▸ **WHAT NEEDS TO BE DONE**: From the listing that follows, output everything exactly except the pictures.

▸ **DATA LINES**:
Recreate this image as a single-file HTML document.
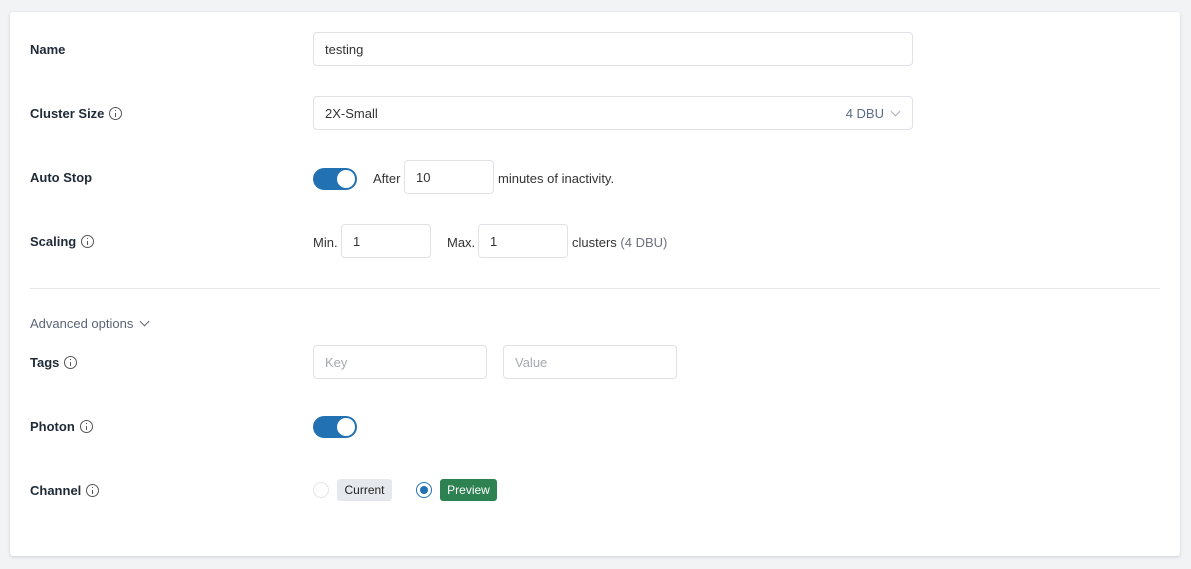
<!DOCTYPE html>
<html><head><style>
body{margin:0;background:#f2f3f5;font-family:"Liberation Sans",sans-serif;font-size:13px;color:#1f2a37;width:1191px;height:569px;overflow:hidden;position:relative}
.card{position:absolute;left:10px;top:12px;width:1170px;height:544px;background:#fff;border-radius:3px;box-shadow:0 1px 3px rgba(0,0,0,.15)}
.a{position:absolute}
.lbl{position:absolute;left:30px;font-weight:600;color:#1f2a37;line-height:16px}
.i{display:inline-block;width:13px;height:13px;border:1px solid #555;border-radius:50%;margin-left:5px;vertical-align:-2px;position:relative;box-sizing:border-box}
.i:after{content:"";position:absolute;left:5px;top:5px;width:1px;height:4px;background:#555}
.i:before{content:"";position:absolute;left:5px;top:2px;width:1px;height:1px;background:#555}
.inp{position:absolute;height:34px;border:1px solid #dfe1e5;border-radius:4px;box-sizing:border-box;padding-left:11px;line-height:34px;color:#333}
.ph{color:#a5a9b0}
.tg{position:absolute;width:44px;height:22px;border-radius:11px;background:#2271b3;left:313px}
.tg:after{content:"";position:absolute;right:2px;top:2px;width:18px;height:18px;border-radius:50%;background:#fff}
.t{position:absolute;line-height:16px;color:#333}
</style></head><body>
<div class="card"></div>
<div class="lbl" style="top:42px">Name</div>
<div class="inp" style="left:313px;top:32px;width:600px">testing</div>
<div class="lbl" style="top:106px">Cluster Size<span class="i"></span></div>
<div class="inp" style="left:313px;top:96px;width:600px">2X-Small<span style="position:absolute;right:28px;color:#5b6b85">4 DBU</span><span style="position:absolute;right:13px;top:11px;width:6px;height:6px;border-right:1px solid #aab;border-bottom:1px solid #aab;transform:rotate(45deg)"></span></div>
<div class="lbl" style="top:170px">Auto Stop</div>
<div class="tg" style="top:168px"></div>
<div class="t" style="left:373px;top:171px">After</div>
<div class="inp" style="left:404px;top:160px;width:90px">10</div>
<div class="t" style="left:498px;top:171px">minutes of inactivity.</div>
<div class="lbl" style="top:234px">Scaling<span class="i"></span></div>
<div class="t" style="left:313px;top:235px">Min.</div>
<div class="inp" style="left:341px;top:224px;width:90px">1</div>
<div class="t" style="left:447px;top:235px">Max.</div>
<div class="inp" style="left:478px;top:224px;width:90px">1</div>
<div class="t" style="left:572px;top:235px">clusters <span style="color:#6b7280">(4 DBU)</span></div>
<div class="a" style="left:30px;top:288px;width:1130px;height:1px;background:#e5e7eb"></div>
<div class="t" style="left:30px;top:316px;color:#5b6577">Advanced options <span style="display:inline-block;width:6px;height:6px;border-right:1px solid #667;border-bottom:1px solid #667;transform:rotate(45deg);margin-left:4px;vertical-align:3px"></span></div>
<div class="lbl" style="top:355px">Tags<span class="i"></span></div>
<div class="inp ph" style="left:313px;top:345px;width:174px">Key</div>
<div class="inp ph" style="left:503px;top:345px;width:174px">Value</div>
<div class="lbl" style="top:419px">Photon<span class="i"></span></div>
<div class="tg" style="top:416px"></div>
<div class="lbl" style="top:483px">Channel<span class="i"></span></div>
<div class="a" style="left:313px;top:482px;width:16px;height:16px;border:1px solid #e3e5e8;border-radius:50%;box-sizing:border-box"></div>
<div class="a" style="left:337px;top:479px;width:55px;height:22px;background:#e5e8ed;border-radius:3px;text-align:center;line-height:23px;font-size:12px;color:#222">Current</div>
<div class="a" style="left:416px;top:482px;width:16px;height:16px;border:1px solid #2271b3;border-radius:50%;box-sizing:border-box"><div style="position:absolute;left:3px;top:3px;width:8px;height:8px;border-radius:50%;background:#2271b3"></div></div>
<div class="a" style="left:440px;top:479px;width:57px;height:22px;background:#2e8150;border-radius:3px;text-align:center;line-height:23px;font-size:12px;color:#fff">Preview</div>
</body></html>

▸ **SOLVED EXERCISE**:
Recreate this image as a single-file HTML document.
<!DOCTYPE html>
<html><head><style>
body{margin:0;background:#f2f3f5;font-family:"Liberation Sans",sans-serif;font-size:13px;color:#1f2a37;width:1191px;height:569px;overflow:hidden;position:relative}
.card{position:absolute;left:10px;top:12px;width:1170px;height:544px;background:#fff;border-radius:3px;box-shadow:0 1px 3px rgba(0,0,0,.15)}
.a{position:absolute}
.lbl{position:absolute;left:30px;font-weight:600;color:#1f2a37;line-height:16px}
.i{display:inline-block;width:13px;height:13px;border:1px solid #555;border-radius:50%;margin-left:5px;vertical-align:-2px;position:relative;box-sizing:border-box}
.i:after{content:"";position:absolute;left:5px;top:5px;width:1px;height:4px;background:#555}
.i:before{content:"";position:absolute;left:5px;top:2px;width:1px;height:1px;background:#555}
.inp{position:absolute;height:34px;border:1px solid #dfe1e5;border-radius:4px;box-sizing:border-box;padding-left:11px;line-height:34px;color:#333}
.ph{color:#a5a9b0}
.tg{position:absolute;width:44px;height:22px;border-radius:11px;background:#2271b3;left:313px}
.tg:after{content:"";position:absolute;right:2px;top:2px;width:18px;height:18px;border-radius:50%;background:#fff}
.t{position:absolute;line-height:16px;color:#333}
</style></head><body>
<div class="card"></div>
<div class="lbl" style="top:42px">Name</div>
<div class="inp" style="left:313px;top:32px;width:600px">testing</div>
<div class="lbl" style="top:106px">Cluster Size<span class="i"></span></div>
<div class="inp" style="left:313px;top:96px;width:600px">2X-Small<span style="position:absolute;right:28px;color:#5b6b85">4 DBU</span><span style="position:absolute;right:13px;top:11px;width:6px;height:6px;border-right:1px solid #aab;border-bottom:1px solid #aab;transform:rotate(45deg)"></span></div>
<div class="lbl" style="top:170px">Auto Stop</div>
<div class="tg" style="top:168px"></div>
<div class="t" style="left:373px;top:171px">After</div>
<div class="inp" style="left:404px;top:160px;width:90px">10</div>
<div class="t" style="left:498px;top:171px">minutes of inactivity.</div>
<div class="lbl" style="top:234px">Scaling<span class="i"></span></div>
<div class="t" style="left:313px;top:235px">Min.</div>
<div class="inp" style="left:341px;top:224px;width:90px">1</div>
<div class="t" style="left:447px;top:235px">Max.</div>
<div class="inp" style="left:478px;top:224px;width:90px">1</div>
<div class="t" style="left:572px;top:235px">clusters <span style="color:#6b7280">(4 DBU)</span></div>
<div class="a" style="left:30px;top:288px;width:1130px;height:1px;background:#e5e7eb"></div>
<div class="t" style="left:30px;top:316px;color:#5b6577">Advanced options <span style="display:inline-block;width:6px;height:6px;border-right:1px solid #667;border-bottom:1px solid #667;transform:rotate(45deg);margin-left:4px;vertical-align:3px"></span></div>
<div class="lbl" style="top:355px">Tags<span class="i"></span></div>
<div class="inp ph" style="left:313px;top:345px;width:174px">Key</div>
<div class="inp ph" style="left:503px;top:345px;width:174px">Value</div>
<div class="lbl" style="top:419px">Photon<span class="i"></span></div>
<div class="tg" style="top:416px"></div>
<div class="lbl" style="top:483px">Channel<span class="i"></span></div>
<div class="a" style="left:313px;top:482px;width:16px;height:16px;border:1px solid #e3e5e8;border-radius:50%;box-sizing:border-box"></div>
<div class="a" style="left:337px;top:479px;width:55px;height:22px;background:#e5e8ed;border-radius:3px;text-align:center;line-height:23px;font-size:12px;color:#222">Current</div>
<div class="a" style="left:416px;top:482px;width:16px;height:16px;border:1px solid #2271b3;border-radius:50%;box-sizing:border-box"><div style="position:absolute;left:3px;top:3px;width:8px;height:8px;border-radius:50%;background:#2271b3"></div></div>
<div class="a" style="left:440px;top:479px;width:57px;height:22px;background:#2e8150;border-radius:3px;text-align:center;line-height:23px;font-size:12px;color:#fff">Preview</div>
</body></html>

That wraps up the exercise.